• [REQUEST]: Reproduce every line of the listing as written, apart from the pictures.

-.-.-

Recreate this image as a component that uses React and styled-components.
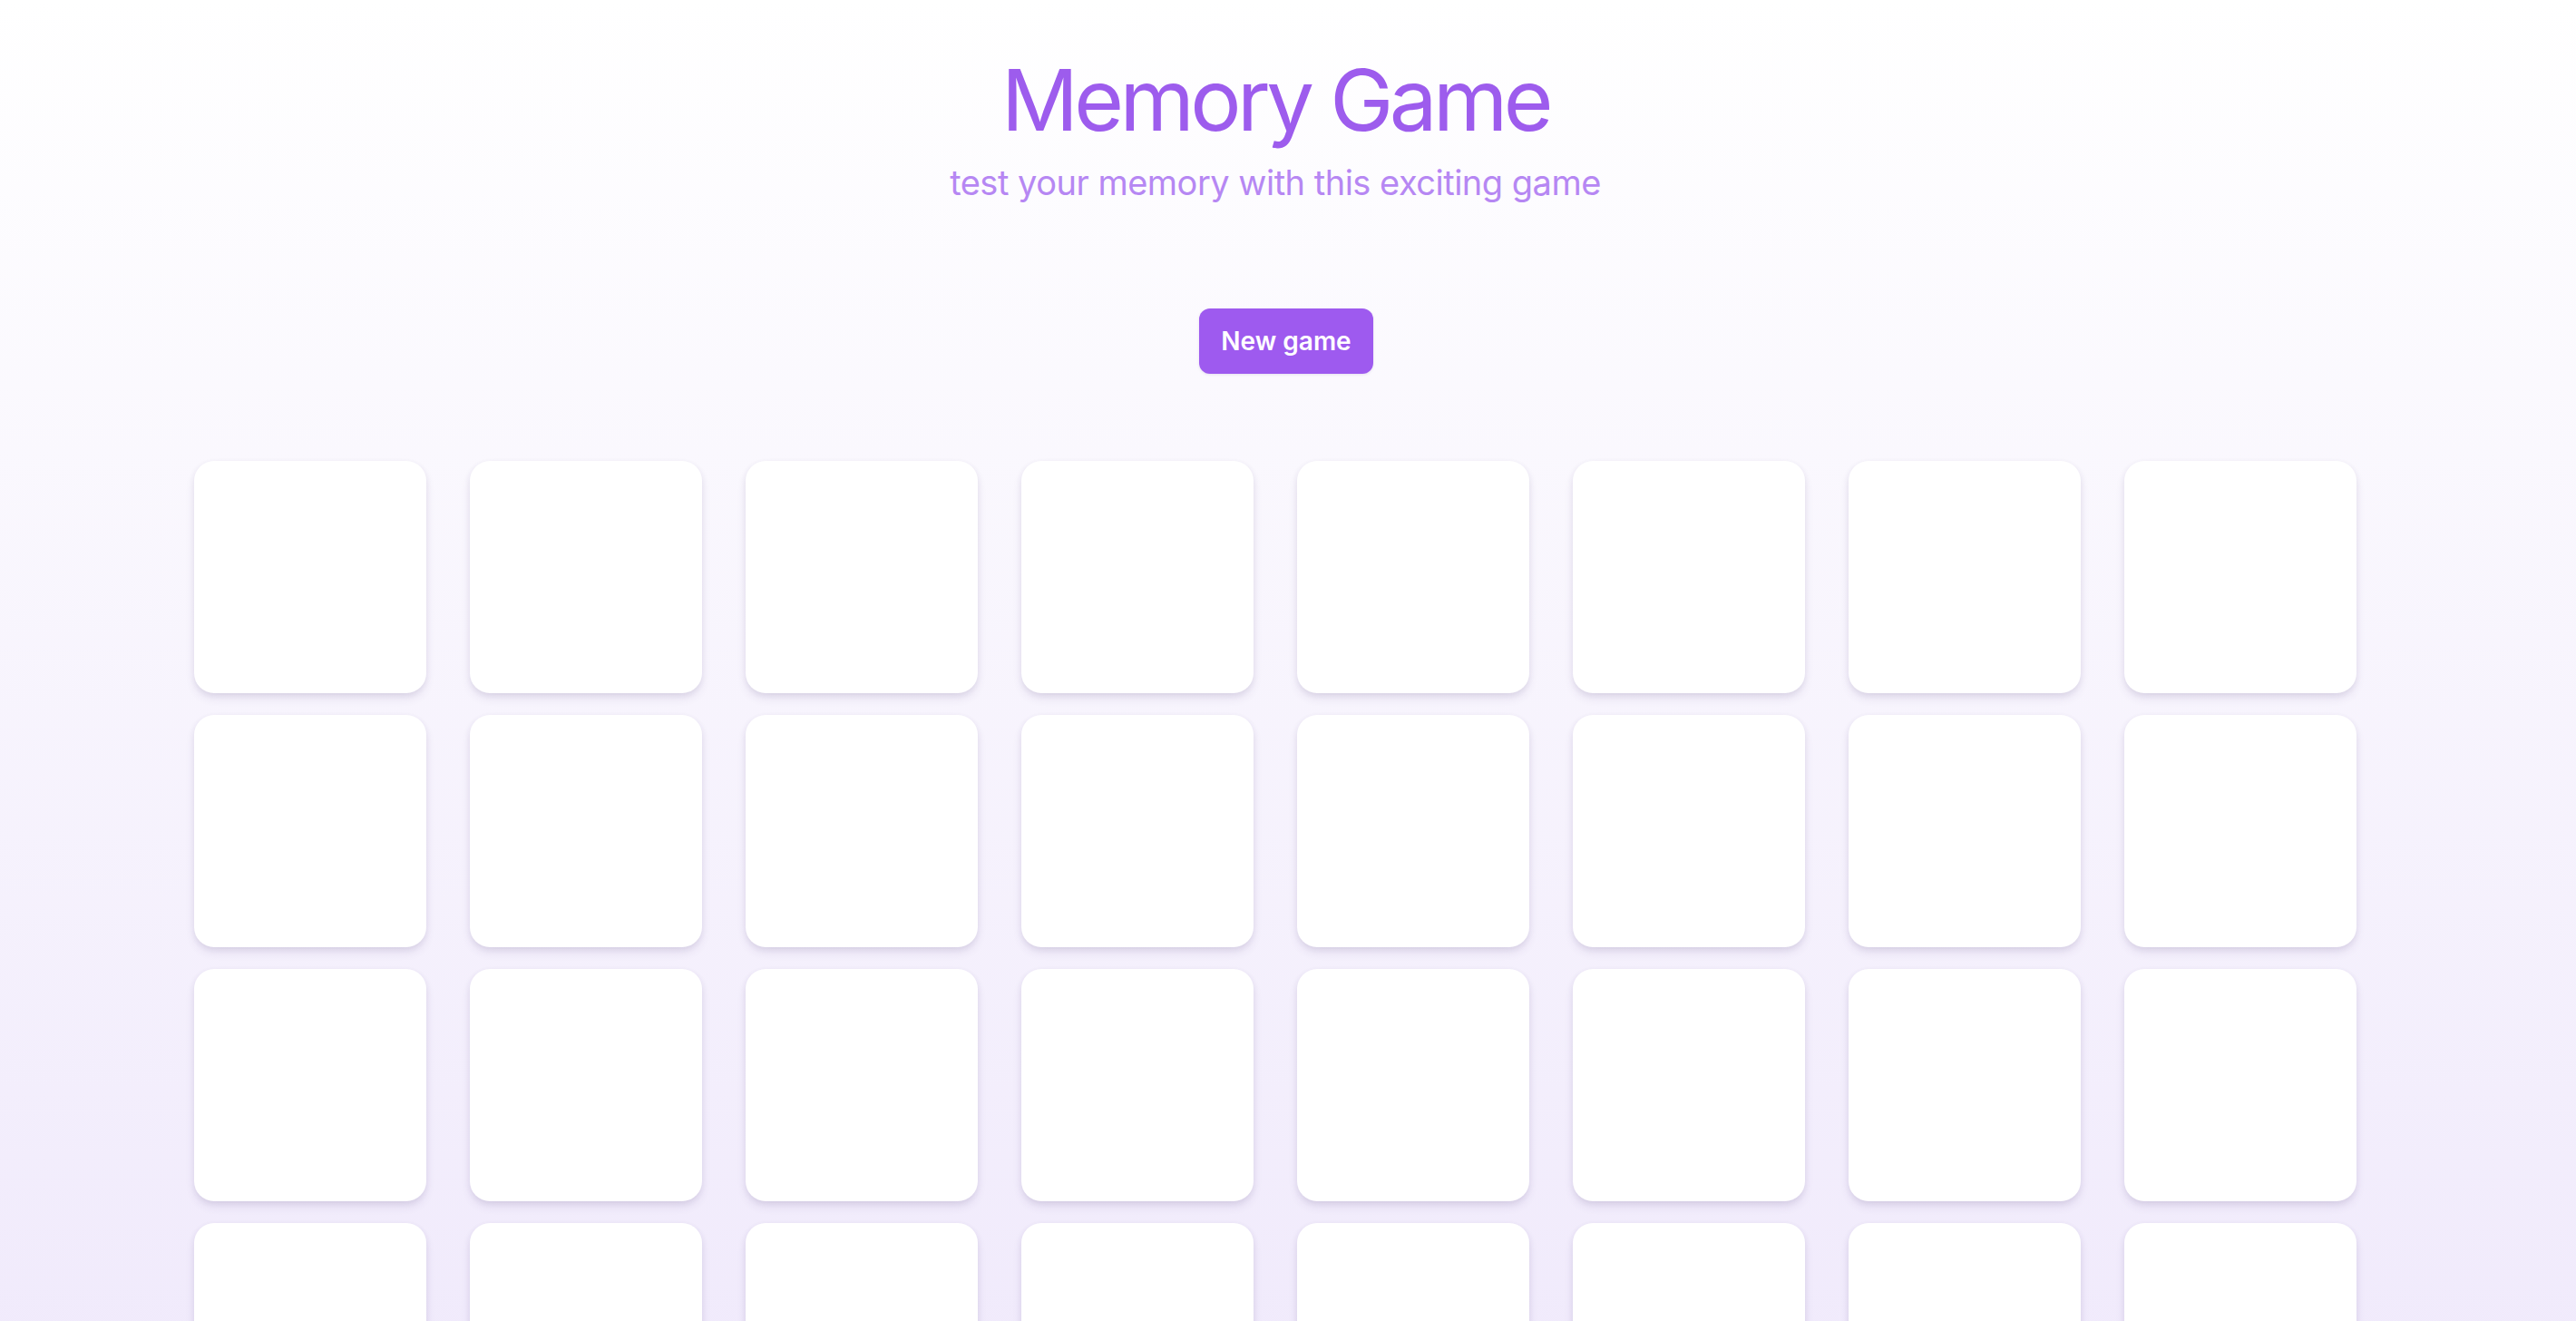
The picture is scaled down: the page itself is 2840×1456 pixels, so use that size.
import React from 'react';
import styled, { createGlobalStyle } from 'styled-components';

const GlobalStyle = createGlobalStyle`
	* {
		box-sizing: border-box;
	}

	body {
		margin: 0;
		font-family: Inter, 'Noto Sans', sans-serif;
	}
`;

const Page = styled.div`
	min-height: 100vh;
	padding: 63px 28px 96px 0;
	background: linear-gradient(180deg, #ffffff 0%, #eee7fb 100%);
	display: flex;
	flex-direction: column;
	align-items: center;
`;

const Title = styled.h1`
	margin: 0;
	font-size: 94px;
	line-height: 1;
	font-weight: 400;
	letter-spacing: -4.6px;
	color: #9d5ced;
`;

const Subtitle = styled.p`
	margin: 25px 0 0;
	font-size: 38px;
	line-height: 1;
	font-weight: 400;
	letter-spacing: -0.5px;
	color: #b687f3;
`;

const Actions = styled.div`
	display: flex;
	justify-content: center;
	margin-top: 120px;
	padding-left: 24px;
`;

const Button = styled.button`
	height: 72px;
	padding: 0 24px;
	border: none;
	border-radius: 12px;
	background: #9e5aef;
	color: #ffffff;
	font-family: Inter, sans-serif;
	font-size: 28px;
	font-weight: 600;
	cursor: pointer;
	box-shadow: 0 1px 3px rgba(80, 40, 140, 0.12);
`;

const Board = styled.div`
	display: grid;
	grid-template-columns: repeat(8, 256px);
	column-gap: 48px;
	row-gap: 24px;
	margin-top: 96px;
`;

const Card = styled.div`
	width: 256px;
	height: 256px;
	border-radius: 22px;
	background: #ffffff;
	box-shadow: 0 6px 12px -2px rgba(70, 50, 110, 0.14),
		0 2px 6px rgba(70, 50, 110, 0.07);
`;

const cards = Array.from({ length: 32 }, (_, i) => i);

export default function App() {
	return (
		<>
			<GlobalStyle />
			<Page>
				<Title>Memory Game</Title>
				<Subtitle>test your memory with this exciting game</Subtitle>
				<Actions>
					<Button>New game</Button>
				</Actions>
				<Board>
					{cards.map((id) => (
						<Card key={id} />
					))}
				</Board>
			</Page>
		</>
	);
}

-.-.-

• [SOLVED EXERCISE]:
Recreate this image as a component that uses React and styled-components.
The picture is scaled down: the page itself is 2840×1456 pixels, so use that size.
import React from 'react';
import styled, { createGlobalStyle } from 'styled-components';

const GlobalStyle = createGlobalStyle`
	* {
		box-sizing: border-box;
	}

	body {
		margin: 0;
		font-family: Inter, 'Noto Sans', sans-serif;
	}
`;

const Page = styled.div`
	min-height: 100vh;
	padding: 63px 28px 96px 0;
	background: linear-gradient(180deg, #ffffff 0%, #eee7fb 100%);
	display: flex;
	flex-direction: column;
	align-items: center;
`;

const Title = styled.h1`
	margin: 0;
	font-size: 94px;
	line-height: 1;
	font-weight: 400;
	letter-spacing: -4.6px;
	color: #9d5ced;
`;

const Subtitle = styled.p`
	margin: 25px 0 0;
	font-size: 38px;
	line-height: 1;
	font-weight: 400;
	letter-spacing: -0.5px;
	color: #b687f3;
`;

const Actions = styled.div`
	display: flex;
	justify-content: center;
	margin-top: 120px;
	padding-left: 24px;
`;

const Button = styled.button`
	height: 72px;
	padding: 0 24px;
	border: none;
	border-radius: 12px;
	background: #9e5aef;
	color: #ffffff;
	font-family: Inter, sans-serif;
	font-size: 28px;
	font-weight: 600;
	cursor: pointer;
	box-shadow: 0 1px 3px rgba(80, 40, 140, 0.12);
`;

const Board = styled.div`
	display: grid;
	grid-template-columns: repeat(8, 256px);
	column-gap: 48px;
	row-gap: 24px;
	margin-top: 96px;
`;

const Card = styled.div`
	width: 256px;
	height: 256px;
	border-radius: 22px;
	background: #ffffff;
	box-shadow: 0 6px 12px -2px rgba(70, 50, 110, 0.14),
		0 2px 6px rgba(70, 50, 110, 0.07);
`;

const cards = Array.from({ length: 32 }, (_, i) => i);

export default function App() {
	return (
		<>
			<GlobalStyle />
			<Page>
				<Title>Memory Game</Title>
				<Subtitle>test your memory with this exciting game</Subtitle>
				<Actions>
					<Button>New game</Button>
				</Actions>
				<Board>
					{cards.map((id) => (
						<Card key={id} />
					))}
				</Board>
			</Page>
		</>
	);
}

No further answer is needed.